My experience is that it’s quite a bit more nuanced and complex than that.

The uncertainty works both ways. I don’t know at the moment I open a position when or if someone qualified will apply or be hired. I don’t even know with precision exactly when positions open up. How long is the grace period for taking down open job positions after one is filled? 3 days? 1? An hour? Just the mechanics of filling out HR paperwork means there’s lag between reality and the job posting. If I’m constantly opening/closing positions (as one would be at a team size of 500) there’s just as much chance of a position actually being open and not having a listing as the other way around if I’m attempting to always update the posting.

I do know that a chunk of applicants will be baristas, uber drivers, and construction works, another chunk will have keyword-optimized resumes that are incomprehensible, and many more will simply be too junior for a role because everyone is aiming high hoping to make to their next move. Employers are absolutely flooded with garbage.

Similarly, when trying to hire I spend most of my time on it between resume reviews, phone screenings, and actual interviews. It’s incredibly labor intensive to hire good engineers and/or technical managers. I’m working just as hard as the applicants.

I don’t use vague language. If it’s the case that I don’t have a position open at the moment of a phone screen, I tell an applicant when and how many positions I expect to have open.

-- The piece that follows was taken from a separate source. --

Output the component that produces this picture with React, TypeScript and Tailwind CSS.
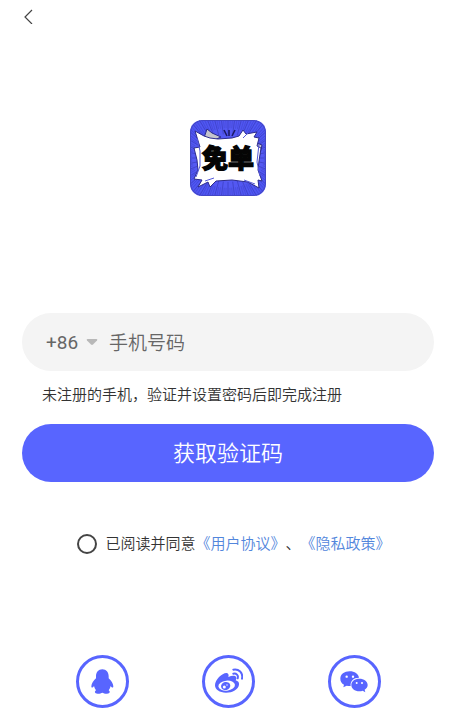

And it’s not just the time spent on the process. It takes weeks to months to restart the process after it’s shut down. You have to update job descriptions, train your talent team on what to look for in resumes, train engineers on how to do technical interviews, and may sure they are “calibrated”. If they are out of practice they fumble the interviews and the company looks bad to applicants, and they tend over-estimate an interviewee’s performance because they don’t have a recent point of comparison to work with. This means I have to do 5-10 throw-away interviews to grease the wheels. If I fully stopped a pipeline and treated each position as a special snowflake, and everyone else in the world did the same, it’d just create even _more_ overhead for all parties involved.

I’m not saying it’s a good system. But humans are human and on balance any system is going to be gamed. There’s no way around that. For every one applicant who’s only applying to jobs they are interested in and qualified for there's 10 more just spamming every posting they come across. As a hiring manager I have to deal with that reality. The only way I know to reduce that overhead is to not add more by grinding the hiring pipeline to a halt whenever a position is filled.




As a hiring manager you are being paid to do that work, while the job-seeker is doing it on speculation. These are not equal positions, even though your falsely equate them.

Think about this: If you are not externalizing the costs, why not disclose in the job listing that this job posting does not correspond to a job opening ? What do the company gain ? What does the job-seeker lose ?

As someone who has done hundreds of interviews and built a team from the ground up for my current startup as well as others, the rest of your post just strikes me as hyperbole and excuses.


I can’t speak to your experience. If you haven’t been completely inundated with junk applications you’ve discovered a process I never have, and I would love to hear about it. How do you go about hiring at scale?

100s of interviews a month is typical for my org. If you believe that’s hyperbole, I don’t know what to say. Believe as you wish.